◆ DATA SHOWN
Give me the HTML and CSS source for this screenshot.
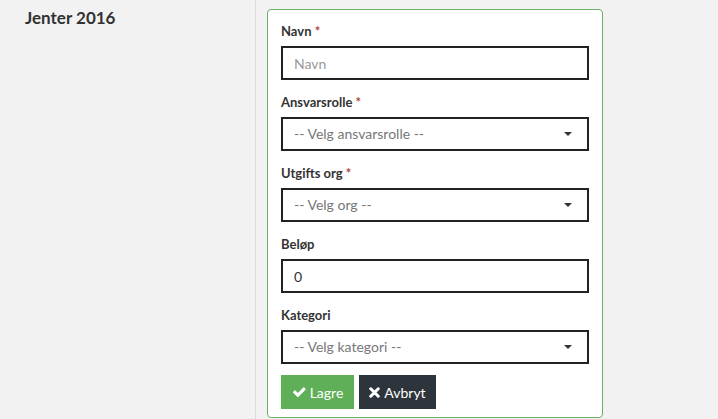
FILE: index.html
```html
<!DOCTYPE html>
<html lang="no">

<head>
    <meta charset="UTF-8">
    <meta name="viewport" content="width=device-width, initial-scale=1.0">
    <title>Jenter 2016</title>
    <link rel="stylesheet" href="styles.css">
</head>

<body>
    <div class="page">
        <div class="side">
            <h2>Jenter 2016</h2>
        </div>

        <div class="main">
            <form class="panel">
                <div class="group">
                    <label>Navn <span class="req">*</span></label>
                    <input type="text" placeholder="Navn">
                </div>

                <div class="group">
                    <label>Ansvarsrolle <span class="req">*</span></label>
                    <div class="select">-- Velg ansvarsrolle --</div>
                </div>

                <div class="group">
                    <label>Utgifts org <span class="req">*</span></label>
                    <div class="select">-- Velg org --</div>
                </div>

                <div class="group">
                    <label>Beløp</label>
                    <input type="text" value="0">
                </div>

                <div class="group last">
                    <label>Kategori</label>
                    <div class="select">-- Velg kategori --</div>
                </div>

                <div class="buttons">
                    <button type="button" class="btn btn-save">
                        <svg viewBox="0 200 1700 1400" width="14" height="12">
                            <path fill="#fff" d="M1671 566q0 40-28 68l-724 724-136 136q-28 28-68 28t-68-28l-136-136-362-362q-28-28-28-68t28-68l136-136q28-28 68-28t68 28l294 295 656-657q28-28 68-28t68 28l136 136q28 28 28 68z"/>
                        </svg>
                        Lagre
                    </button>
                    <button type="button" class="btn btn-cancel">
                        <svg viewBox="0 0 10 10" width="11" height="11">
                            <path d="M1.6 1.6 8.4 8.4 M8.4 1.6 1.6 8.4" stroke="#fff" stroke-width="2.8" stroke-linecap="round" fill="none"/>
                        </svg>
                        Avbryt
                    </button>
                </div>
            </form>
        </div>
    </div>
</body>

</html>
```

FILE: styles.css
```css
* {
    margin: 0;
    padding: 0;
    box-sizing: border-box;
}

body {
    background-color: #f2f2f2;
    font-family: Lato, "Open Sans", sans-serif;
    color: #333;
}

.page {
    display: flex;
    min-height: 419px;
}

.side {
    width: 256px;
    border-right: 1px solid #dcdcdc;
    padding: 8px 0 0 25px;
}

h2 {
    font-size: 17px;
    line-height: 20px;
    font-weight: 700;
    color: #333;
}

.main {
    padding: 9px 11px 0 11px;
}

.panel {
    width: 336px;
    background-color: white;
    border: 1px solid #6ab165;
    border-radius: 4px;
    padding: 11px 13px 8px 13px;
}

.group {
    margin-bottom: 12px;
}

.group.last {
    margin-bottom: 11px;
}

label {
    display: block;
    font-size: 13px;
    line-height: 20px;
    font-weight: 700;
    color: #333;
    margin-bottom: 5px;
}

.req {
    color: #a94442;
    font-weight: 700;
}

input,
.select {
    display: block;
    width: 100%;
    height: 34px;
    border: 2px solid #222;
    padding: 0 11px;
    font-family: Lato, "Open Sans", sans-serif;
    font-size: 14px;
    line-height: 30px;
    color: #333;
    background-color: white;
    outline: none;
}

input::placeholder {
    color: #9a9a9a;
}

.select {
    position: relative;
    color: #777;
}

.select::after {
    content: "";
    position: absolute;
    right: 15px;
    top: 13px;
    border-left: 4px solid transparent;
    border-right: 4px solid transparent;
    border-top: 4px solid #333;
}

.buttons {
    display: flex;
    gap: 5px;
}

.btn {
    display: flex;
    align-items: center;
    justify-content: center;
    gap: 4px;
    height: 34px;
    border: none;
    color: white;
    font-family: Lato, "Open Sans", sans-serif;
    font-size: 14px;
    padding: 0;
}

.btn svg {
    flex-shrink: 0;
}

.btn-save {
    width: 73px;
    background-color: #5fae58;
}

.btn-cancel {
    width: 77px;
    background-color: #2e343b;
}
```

◆ REQUIREMENTS
Every line should be retyped exactly, with the pictures omitted.

◆ ANSWER BELOW
Give me the HTML and CSS source for this screenshot.
FILE: index.html
```html
<!DOCTYPE html>
<html lang="no">

<head>
    <meta charset="UTF-8">
    <meta name="viewport" content="width=device-width, initial-scale=1.0">
    <title>Jenter 2016</title>
    <link rel="stylesheet" href="styles.css">
</head>

<body>
    <div class="page">
        <div class="side">
            <h2>Jenter 2016</h2>
        </div>

        <div class="main">
            <form class="panel">
                <div class="group">
                    <label>Navn <span class="req">*</span></label>
                    <input type="text" placeholder="Navn">
                </div>

                <div class="group">
                    <label>Ansvarsrolle <span class="req">*</span></label>
                    <div class="select">-- Velg ansvarsrolle --</div>
                </div>

                <div class="group">
                    <label>Utgifts org <span class="req">*</span></label>
                    <div class="select">-- Velg org --</div>
                </div>

                <div class="group">
                    <label>Beløp</label>
                    <input type="text" value="0">
                </div>

                <div class="group last">
                    <label>Kategori</label>
                    <div class="select">-- Velg kategori --</div>
                </div>

                <div class="buttons">
                    <button type="button" class="btn btn-save">
                        <svg viewBox="0 200 1700 1400" width="14" height="12">
                            <path fill="#fff" d="M1671 566q0 40-28 68l-724 724-136 136q-28 28-68 28t-68-28l-136-136-362-362q-28-28-28-68t28-68l136-136q28-28 68-28t68 28l294 295 656-657q28-28 68-28t68 28l136 136q28 28 28 68z"/>
                        </svg>
                        Lagre
                    </button>
                    <button type="button" class="btn btn-cancel">
                        <svg viewBox="0 0 10 10" width="11" height="11">
                            <path d="M1.6 1.6 8.4 8.4 M8.4 1.6 1.6 8.4" stroke="#fff" stroke-width="2.8" stroke-linecap="round" fill="none"/>
                        </svg>
                        Avbryt
                    </button>
                </div>
            </form>
        </div>
    </div>
</body>

</html>
```

FILE: styles.css
```css
* {
    margin: 0;
    padding: 0;
    box-sizing: border-box;
}

body {
    background-color: #f2f2f2;
    font-family: Lato, "Open Sans", sans-serif;
    color: #333;
}

.page {
    display: flex;
    min-height: 419px;
}

.side {
    width: 256px;
    border-right: 1px solid #dcdcdc;
    padding: 8px 0 0 25px;
}

h2 {
    font-size: 17px;
    line-height: 20px;
    font-weight: 700;
    color: #333;
}

.main {
    padding: 9px 11px 0 11px;
}

.panel {
    width: 336px;
    background-color: white;
    border: 1px solid #6ab165;
    border-radius: 4px;
    padding: 11px 13px 8px 13px;
}

.group {
    margin-bottom: 12px;
}

.group.last {
    margin-bottom: 11px;
}

label {
    display: block;
    font-size: 13px;
    line-height: 20px;
    font-weight: 700;
    color: #333;
    margin-bottom: 5px;
}

.req {
    color: #a94442;
    font-weight: 700;
}

input,
.select {
    display: block;
    width: 100%;
    height: 34px;
    border: 2px solid #222;
    padding: 0 11px;
    font-family: Lato, "Open Sans", sans-serif;
    font-size: 14px;
    line-height: 30px;
    color: #333;
    background-color: white;
    outline: none;
}

input::placeholder {
    color: #9a9a9a;
}

.select {
    position: relative;
    color: #777;
}

.select::after {
    content: "";
    position: absolute;
    right: 15px;
    top: 13px;
    border-left: 4px solid transparent;
    border-right: 4px solid transparent;
    border-top: 4px solid #333;
}

.buttons {
    display: flex;
    gap: 5px;
}

.btn {
    display: flex;
    align-items: center;
    justify-content: center;
    gap: 4px;
    height: 34px;
    border: none;
    color: white;
    font-family: Lato, "Open Sans", sans-serif;
    font-size: 14px;
    padding: 0;
}

.btn svg {
    flex-shrink: 0;
}

.btn-save {
    width: 73px;
    background-color: #5fae58;
}

.btn-cancel {
    width: 77px;
    background-color: #2e343b;
}
```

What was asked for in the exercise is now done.